TRIPLE CROWN - A new thornless blackberry with large, sweet and aromatic fruit. This is a hardy vine with large, glossy, black fruit. The fruit is firm and very flavorful. Bears well in most areas including low chill zones. An outstanding variety, one to plant before most others.
YOUNGBERRY - The Young is very similar to the Boysen except it ripens earlier and the berries are milder and less acid than the Boysen. Fruit size is the same as Boysen but a little firmer and shiny. Excellent flavor, good for fresh eating, freezing, canning, and juice. The Youngberry rivals the Boysen in fruit production and its vines are vigorous and hardy, making it excellent for the home gardener.
Currents and Gooseberries
CHERRY RED (CURRANT) - Large, dark red fruit with acid flavor. Fruit is high quality and excellent for jam, jelly, and sauces. Plants will grow 4' to 6' tall and 2' to 5' wide. Can also be used as edible ornamentals or hedges. Bears fruit well but attracts aphids. Resistant to powdery mildew. Hardiest and best yielding currant.
WILDER RED (CURRANT) - Large clusters of dark red, medium-sized berries. Fruit is of very good quality. Heavy bearing, vigorous, tall stemmed plant will grow 4' to 6' tall and 2' to 5' wide. Wilder is a good variety for market or home use. Wilder has a long fruit bearing season, from July 1 to 20.

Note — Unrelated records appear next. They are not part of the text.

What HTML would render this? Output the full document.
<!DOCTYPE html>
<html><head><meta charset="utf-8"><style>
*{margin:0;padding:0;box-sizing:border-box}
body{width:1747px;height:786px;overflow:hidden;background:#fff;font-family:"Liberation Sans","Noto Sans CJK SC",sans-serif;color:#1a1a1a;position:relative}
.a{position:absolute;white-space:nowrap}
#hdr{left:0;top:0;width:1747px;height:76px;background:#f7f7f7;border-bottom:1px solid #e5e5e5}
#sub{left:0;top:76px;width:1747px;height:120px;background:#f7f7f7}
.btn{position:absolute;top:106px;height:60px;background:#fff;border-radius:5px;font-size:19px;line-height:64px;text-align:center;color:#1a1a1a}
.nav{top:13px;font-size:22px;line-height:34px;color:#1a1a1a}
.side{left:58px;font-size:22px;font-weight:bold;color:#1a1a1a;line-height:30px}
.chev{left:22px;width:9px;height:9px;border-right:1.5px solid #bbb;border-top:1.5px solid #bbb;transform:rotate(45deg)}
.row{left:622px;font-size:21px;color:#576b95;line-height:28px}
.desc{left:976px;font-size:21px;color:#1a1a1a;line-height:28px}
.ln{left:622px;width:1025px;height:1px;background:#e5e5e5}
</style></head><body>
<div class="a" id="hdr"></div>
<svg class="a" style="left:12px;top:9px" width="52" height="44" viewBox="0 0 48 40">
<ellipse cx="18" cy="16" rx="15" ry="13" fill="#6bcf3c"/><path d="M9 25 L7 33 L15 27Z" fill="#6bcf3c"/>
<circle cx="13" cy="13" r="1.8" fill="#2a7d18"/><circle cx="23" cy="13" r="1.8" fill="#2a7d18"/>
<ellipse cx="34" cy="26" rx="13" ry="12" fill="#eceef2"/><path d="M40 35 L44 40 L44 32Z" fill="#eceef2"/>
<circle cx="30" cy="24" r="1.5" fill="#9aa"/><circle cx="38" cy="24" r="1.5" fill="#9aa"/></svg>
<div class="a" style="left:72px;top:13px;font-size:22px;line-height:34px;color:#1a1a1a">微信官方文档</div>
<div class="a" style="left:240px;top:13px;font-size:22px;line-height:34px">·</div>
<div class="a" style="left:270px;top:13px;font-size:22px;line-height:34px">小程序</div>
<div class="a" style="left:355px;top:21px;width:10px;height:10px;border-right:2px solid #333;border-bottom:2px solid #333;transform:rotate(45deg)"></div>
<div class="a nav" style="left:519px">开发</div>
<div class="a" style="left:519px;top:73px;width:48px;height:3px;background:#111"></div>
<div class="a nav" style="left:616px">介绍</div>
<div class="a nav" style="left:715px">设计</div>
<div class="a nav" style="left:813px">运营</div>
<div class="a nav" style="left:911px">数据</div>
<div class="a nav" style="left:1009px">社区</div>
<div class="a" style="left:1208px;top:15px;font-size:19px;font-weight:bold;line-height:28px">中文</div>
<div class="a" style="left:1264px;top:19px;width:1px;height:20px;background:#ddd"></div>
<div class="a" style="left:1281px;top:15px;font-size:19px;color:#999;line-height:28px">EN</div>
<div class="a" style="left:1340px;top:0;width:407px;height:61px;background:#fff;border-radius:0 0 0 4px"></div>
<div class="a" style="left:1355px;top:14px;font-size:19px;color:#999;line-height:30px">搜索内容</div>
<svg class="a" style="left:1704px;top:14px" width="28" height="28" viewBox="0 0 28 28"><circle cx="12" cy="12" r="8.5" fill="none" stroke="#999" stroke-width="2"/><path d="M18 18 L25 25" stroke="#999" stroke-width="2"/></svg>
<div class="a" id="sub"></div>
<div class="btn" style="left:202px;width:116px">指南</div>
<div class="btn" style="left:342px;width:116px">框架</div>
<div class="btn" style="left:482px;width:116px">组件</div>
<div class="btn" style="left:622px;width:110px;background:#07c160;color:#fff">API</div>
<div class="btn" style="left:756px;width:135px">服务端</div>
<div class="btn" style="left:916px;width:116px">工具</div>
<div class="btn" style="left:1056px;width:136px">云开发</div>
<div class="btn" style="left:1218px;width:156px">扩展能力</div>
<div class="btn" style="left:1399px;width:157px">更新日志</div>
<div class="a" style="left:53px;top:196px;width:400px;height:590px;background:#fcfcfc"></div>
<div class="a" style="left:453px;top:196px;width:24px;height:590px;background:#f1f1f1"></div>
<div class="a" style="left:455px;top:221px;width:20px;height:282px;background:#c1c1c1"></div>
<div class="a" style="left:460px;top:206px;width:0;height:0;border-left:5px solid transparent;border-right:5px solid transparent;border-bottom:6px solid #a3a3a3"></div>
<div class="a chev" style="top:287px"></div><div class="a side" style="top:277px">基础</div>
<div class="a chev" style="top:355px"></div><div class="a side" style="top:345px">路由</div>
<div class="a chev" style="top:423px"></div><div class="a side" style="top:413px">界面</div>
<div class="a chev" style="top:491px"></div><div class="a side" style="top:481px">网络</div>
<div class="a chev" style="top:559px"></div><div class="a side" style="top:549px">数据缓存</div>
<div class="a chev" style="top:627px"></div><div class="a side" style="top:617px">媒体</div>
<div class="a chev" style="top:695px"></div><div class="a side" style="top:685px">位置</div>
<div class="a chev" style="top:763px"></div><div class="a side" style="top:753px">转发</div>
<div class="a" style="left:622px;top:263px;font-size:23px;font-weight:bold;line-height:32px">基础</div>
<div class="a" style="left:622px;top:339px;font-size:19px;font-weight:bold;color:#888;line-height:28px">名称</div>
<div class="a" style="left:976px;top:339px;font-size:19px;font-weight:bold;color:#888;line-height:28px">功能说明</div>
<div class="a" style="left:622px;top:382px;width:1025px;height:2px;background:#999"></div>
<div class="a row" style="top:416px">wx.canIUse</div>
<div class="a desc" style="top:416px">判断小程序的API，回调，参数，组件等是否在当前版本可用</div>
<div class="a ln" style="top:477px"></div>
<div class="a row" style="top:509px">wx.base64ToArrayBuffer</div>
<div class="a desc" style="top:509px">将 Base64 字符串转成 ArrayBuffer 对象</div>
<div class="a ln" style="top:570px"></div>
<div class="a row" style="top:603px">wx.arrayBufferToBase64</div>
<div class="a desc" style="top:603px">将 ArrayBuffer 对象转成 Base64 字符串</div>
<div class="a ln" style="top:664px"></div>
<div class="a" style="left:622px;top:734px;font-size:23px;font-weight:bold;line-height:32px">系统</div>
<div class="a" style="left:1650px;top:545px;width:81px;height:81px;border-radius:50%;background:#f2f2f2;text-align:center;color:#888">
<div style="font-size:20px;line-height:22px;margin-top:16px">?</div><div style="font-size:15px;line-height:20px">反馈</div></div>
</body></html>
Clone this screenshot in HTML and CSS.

PIXWELL (GOOSEBERRY) - Medium-sized, oval shaped fruit. Pale green color becoming pink when fully ripe. The fruit is born in clusters on long pedicels, making picking easier, hence its name. It has few thorns but are stout and aggressive. Pixwell is too tart for fresh eating, but make wonderful pies, jams and preserves. Leaves turn purple in the fall. This variety is mildew resistant. Overall height is 4' to 6' tall. Very productive plants.
OREGON CHAMP (GOOSEBERRY) - Medium to large, yellowish-green berries.
Flavor will sweeten as it ripens. Oregon Champ is excellent for pies,
jams, canning, and wine. Productive, vigorous plant will grow 3' to 5'
tall. Berries hold well on the bush. Oregon Champ will start bearing in
its second year and produce for approximately 20 years.